### BRIEF
Give all of the lines again exactly as they read.

### RECORDED INFORMATION

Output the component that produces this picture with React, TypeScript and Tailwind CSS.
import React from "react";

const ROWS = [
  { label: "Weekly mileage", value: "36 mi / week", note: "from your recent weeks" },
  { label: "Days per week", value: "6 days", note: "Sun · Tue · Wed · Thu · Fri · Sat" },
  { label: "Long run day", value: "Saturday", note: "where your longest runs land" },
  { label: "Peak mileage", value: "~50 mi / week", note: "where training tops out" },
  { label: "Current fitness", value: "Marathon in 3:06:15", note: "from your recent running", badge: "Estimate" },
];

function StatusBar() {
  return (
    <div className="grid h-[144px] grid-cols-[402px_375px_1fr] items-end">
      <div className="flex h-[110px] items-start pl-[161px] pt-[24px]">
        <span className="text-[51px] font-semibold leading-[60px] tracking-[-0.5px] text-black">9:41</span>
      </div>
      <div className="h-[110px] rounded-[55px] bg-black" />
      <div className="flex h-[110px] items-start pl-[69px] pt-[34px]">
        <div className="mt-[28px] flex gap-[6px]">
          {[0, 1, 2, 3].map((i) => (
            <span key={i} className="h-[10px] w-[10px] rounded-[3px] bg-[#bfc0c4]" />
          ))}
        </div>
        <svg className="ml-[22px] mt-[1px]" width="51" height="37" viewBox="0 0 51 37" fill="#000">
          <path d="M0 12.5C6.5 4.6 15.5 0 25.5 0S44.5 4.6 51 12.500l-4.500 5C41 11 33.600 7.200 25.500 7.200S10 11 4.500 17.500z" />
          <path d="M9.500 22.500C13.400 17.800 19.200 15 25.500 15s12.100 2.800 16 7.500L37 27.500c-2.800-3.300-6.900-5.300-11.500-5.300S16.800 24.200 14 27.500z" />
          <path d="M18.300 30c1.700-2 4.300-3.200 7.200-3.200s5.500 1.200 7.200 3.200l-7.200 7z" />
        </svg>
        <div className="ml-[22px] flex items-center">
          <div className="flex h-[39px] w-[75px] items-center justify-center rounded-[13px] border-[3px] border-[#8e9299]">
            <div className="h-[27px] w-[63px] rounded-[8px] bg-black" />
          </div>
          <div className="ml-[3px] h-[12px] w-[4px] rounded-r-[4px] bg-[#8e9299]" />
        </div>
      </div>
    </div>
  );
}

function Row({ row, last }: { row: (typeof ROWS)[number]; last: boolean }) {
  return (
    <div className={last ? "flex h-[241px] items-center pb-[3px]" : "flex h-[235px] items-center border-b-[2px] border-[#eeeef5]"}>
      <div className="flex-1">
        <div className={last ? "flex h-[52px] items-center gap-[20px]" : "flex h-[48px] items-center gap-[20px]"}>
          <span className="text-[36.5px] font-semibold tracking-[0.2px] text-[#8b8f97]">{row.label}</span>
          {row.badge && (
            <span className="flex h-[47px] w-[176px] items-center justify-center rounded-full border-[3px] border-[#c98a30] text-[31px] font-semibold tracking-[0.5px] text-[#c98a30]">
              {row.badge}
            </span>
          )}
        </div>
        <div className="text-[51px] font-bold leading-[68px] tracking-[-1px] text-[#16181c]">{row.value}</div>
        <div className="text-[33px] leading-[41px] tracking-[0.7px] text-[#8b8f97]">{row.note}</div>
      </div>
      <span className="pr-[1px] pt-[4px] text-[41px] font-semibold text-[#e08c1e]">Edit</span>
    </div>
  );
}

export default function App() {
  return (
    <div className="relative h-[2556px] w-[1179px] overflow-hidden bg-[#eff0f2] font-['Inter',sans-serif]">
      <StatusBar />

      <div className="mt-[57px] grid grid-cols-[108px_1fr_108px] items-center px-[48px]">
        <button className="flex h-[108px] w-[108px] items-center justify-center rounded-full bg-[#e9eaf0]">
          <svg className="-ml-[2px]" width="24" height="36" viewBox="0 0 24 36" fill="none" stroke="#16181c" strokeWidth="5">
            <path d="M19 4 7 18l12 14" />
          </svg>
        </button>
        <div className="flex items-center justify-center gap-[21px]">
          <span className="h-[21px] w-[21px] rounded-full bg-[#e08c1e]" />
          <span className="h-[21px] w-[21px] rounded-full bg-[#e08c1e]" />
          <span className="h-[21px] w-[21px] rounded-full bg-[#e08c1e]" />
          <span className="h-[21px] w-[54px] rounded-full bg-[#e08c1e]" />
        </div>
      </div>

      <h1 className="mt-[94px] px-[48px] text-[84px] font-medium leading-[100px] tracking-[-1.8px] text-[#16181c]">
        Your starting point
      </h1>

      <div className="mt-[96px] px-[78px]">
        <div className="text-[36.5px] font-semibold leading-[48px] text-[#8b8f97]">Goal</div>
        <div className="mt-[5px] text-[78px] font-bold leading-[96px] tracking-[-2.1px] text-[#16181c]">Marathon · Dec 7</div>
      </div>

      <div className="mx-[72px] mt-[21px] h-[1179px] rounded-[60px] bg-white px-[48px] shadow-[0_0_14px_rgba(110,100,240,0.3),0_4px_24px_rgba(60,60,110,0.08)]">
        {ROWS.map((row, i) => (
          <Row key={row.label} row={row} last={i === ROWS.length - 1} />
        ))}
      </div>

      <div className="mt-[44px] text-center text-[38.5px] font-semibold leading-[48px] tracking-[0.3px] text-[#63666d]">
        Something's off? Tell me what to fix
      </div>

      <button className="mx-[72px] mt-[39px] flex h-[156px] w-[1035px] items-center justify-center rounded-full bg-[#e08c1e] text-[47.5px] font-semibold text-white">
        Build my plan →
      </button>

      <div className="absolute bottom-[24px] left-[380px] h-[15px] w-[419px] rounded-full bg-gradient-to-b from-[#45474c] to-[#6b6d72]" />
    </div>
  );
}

### SOLUTION TO THIS TASK
Output the component that produces this picture with React, TypeScript and Tailwind CSS.
import React from "react";

const ROWS = [
  { label: "Weekly mileage", value: "36 mi / week", note: "from your recent weeks" },
  { label: "Days per week", value: "6 days", note: "Sun · Tue · Wed · Thu · Fri · Sat" },
  { label: "Long run day", value: "Saturday", note: "where your longest runs land" },
  { label: "Peak mileage", value: "~50 mi / week", note: "where training tops out" },
  { label: "Current fitness", value: "Marathon in 3:06:15", note: "from your recent running", badge: "Estimate" },
];

function StatusBar() {
  return (
    <div className="grid h-[144px] grid-cols-[402px_375px_1fr] items-end">
      <div className="flex h-[110px] items-start pl-[161px] pt-[24px]">
        <span className="text-[51px] font-semibold leading-[60px] tracking-[-0.5px] text-black">9:41</span>
      </div>
      <div className="h-[110px] rounded-[55px] bg-black" />
      <div className="flex h-[110px] items-start pl-[69px] pt-[34px]">
        <div className="mt-[28px] flex gap-[6px]">
          {[0, 1, 2, 3].map((i) => (
            <span key={i} className="h-[10px] w-[10px] rounded-[3px] bg-[#bfc0c4]" />
          ))}
        </div>
        <svg className="ml-[22px] mt-[1px]" width="51" height="37" viewBox="0 0 51 37" fill="#000">
          <path d="M0 12.5C6.5 4.6 15.5 0 25.5 0S44.5 4.6 51 12.500l-4.500 5C41 11 33.600 7.200 25.500 7.200S10 11 4.500 17.500z" />
          <path d="M9.500 22.500C13.400 17.800 19.200 15 25.500 15s12.100 2.800 16 7.500L37 27.500c-2.800-3.300-6.900-5.300-11.500-5.300S16.800 24.200 14 27.500z" />
          <path d="M18.300 30c1.700-2 4.300-3.200 7.200-3.200s5.500 1.200 7.200 3.200l-7.200 7z" />
        </svg>
        <div className="ml-[22px] flex items-center">
          <div className="flex h-[39px] w-[75px] items-center justify-center rounded-[13px] border-[3px] border-[#8e9299]">
            <div className="h-[27px] w-[63px] rounded-[8px] bg-black" />
          </div>
          <div className="ml-[3px] h-[12px] w-[4px] rounded-r-[4px] bg-[#8e9299]" />
        </div>
      </div>
    </div>
  );
}

function Row({ row, last }: { row: (typeof ROWS)[number]; last: boolean }) {
  return (
    <div className={last ? "flex h-[241px] items-center pb-[3px]" : "flex h-[235px] items-center border-b-[2px] border-[#eeeef5]"}>
      <div className="flex-1">
        <div className={last ? "flex h-[52px] items-center gap-[20px]" : "flex h-[48px] items-center gap-[20px]"}>
          <span className="text-[36.5px] font-semibold tracking-[0.2px] text-[#8b8f97]">{row.label}</span>
          {row.badge && (
            <span className="flex h-[47px] w-[176px] items-center justify-center rounded-full border-[3px] border-[#c98a30] text-[31px] font-semibold tracking-[0.5px] text-[#c98a30]">
              {row.badge}
            </span>
          )}
        </div>
        <div className="text-[51px] font-bold leading-[68px] tracking-[-1px] text-[#16181c]">{row.value}</div>
        <div className="text-[33px] leading-[41px] tracking-[0.7px] text-[#8b8f97]">{row.note}</div>
      </div>
      <span className="pr-[1px] pt-[4px] text-[41px] font-semibold text-[#e08c1e]">Edit</span>
    </div>
  );
}

export default function App() {
  return (
    <div className="relative h-[2556px] w-[1179px] overflow-hidden bg-[#eff0f2] font-['Inter',sans-serif]">
      <StatusBar />

      <div className="mt-[57px] grid grid-cols-[108px_1fr_108px] items-center px-[48px]">
        <button className="flex h-[108px] w-[108px] items-center justify-center rounded-full bg-[#e9eaf0]">
          <svg className="-ml-[2px]" width="24" height="36" viewBox="0 0 24 36" fill="none" stroke="#16181c" strokeWidth="5">
            <path d="M19 4 7 18l12 14" />
          </svg>
        </button>
        <div className="flex items-center justify-center gap-[21px]">
          <span className="h-[21px] w-[21px] rounded-full bg-[#e08c1e]" />
          <span className="h-[21px] w-[21px] rounded-full bg-[#e08c1e]" />
          <span className="h-[21px] w-[21px] rounded-full bg-[#e08c1e]" />
          <span className="h-[21px] w-[54px] rounded-full bg-[#e08c1e]" />
        </div>
      </div>

      <h1 className="mt-[94px] px-[48px] text-[84px] font-medium leading-[100px] tracking-[-1.8px] text-[#16181c]">
        Your starting point
      </h1>

      <div className="mt-[96px] px-[78px]">
        <div className="text-[36.5px] font-semibold leading-[48px] text-[#8b8f97]">Goal</div>
        <div className="mt-[5px] text-[78px] font-bold leading-[96px] tracking-[-2.1px] text-[#16181c]">Marathon · Dec 7</div>
      </div>

      <div className="mx-[72px] mt-[21px] h-[1179px] rounded-[60px] bg-white px-[48px] shadow-[0_0_14px_rgba(110,100,240,0.3),0_4px_24px_rgba(60,60,110,0.08)]">
        {ROWS.map((row, i) => (
          <Row key={row.label} row={row} last={i === ROWS.length - 1} />
        ))}
      </div>

      <div className="mt-[44px] text-center text-[38.5px] font-semibold leading-[48px] tracking-[0.3px] text-[#63666d]">
        Something's off? Tell me what to fix
      </div>

      <button className="mx-[72px] mt-[39px] flex h-[156px] w-[1035px] items-center justify-center rounded-full bg-[#e08c1e] text-[47.5px] font-semibold text-white">
        Build my plan →
      </button>

      <div className="absolute bottom-[24px] left-[380px] h-[15px] w-[419px] rounded-full bg-gradient-to-b from-[#45474c] to-[#6b6d72]" />
    </div>
  );
}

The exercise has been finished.